I believe you should go to the dealer and do the same thing, maybe then they'll do something about it.


----------



## fjork_duf (Jul 13, 2001)

Exactly what it sounded like to me!! Did you have it happen on both sides or only one side? 

I'll have to check with a flashlight. Also were you in sport or non-sport mode of the suspension?


----------



## michalborz (May 14, 2004)

fjork_duf said:


> Exactly what it sounded like to me!! Did you have it happen on both sides or only one side?
> 
> I'll have to check with a flashlight. Also were you in sport or non-sport mode of the suspension?


 Yes, it happed on both sides, and it is noticeable more on non-sport mode.


----------



## fjork_duf (Jul 13, 2001)

Let us know the outcome. I will complain once I go in for the oil change I plan on getting at 1k miles. 

It seems for the 19" wheels they maybe should have installed different bump stops.


----------



## bluesun68 (Feb 1, 2012)

I get a little ping or scrunch noise when the car shifts forward or back, like when you shift or take off. I have not noticed any tire rubbing but that would be a separate issue as this noise happens right away and I have not noticed it at full throttle as other things are going on.


----------



## fjork_duf (Jul 13, 2001)

It seems on the back fenders the lining in the wheel well is raised with a big lump right at the point where the tire hits when the suspension fully compresses. 

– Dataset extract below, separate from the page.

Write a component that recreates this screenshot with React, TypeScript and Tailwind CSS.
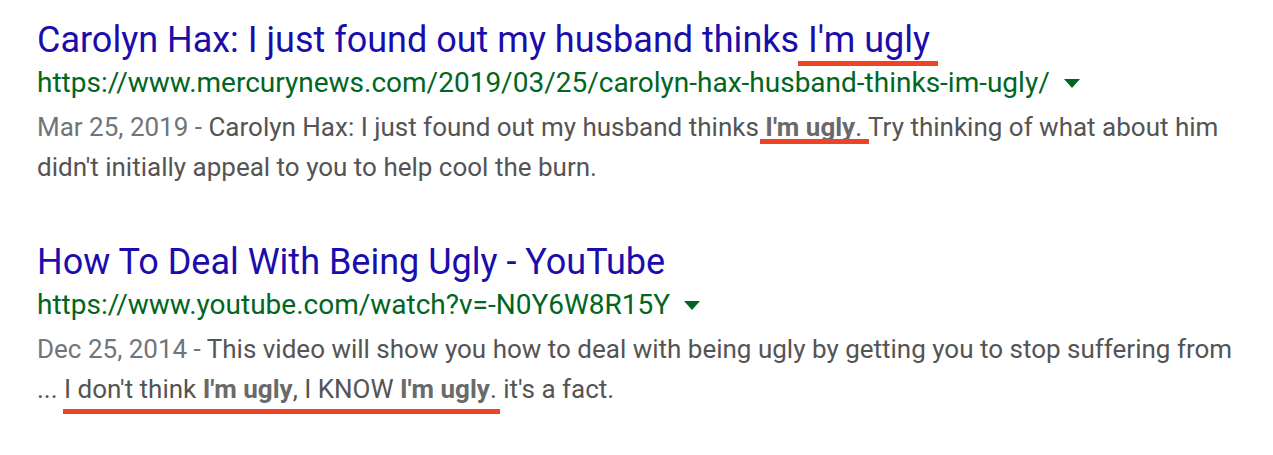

Exactly what michalborz shows. It seems your has been rubbed more. I have no idea why they would design a huge hump there. Makes no sense.


----------



## michalborz (May 14, 2004)

fjork_duf said:


> It seems on the back fenders the lining in the wheel well is raised with a big lump right at the point where the tire hits when the suspension fully compresses.
> 
> Exactly what michalborz shows. It seems your has been rubbed more. I have no idea why they would design a huge hump there. Makes no sense.




You're absolutely right, that was exactly what I thought about when I looked at the fender liner.
Let me know what happens when you go to your dealer, so far I heard nothing from the dealer I deal with.


----------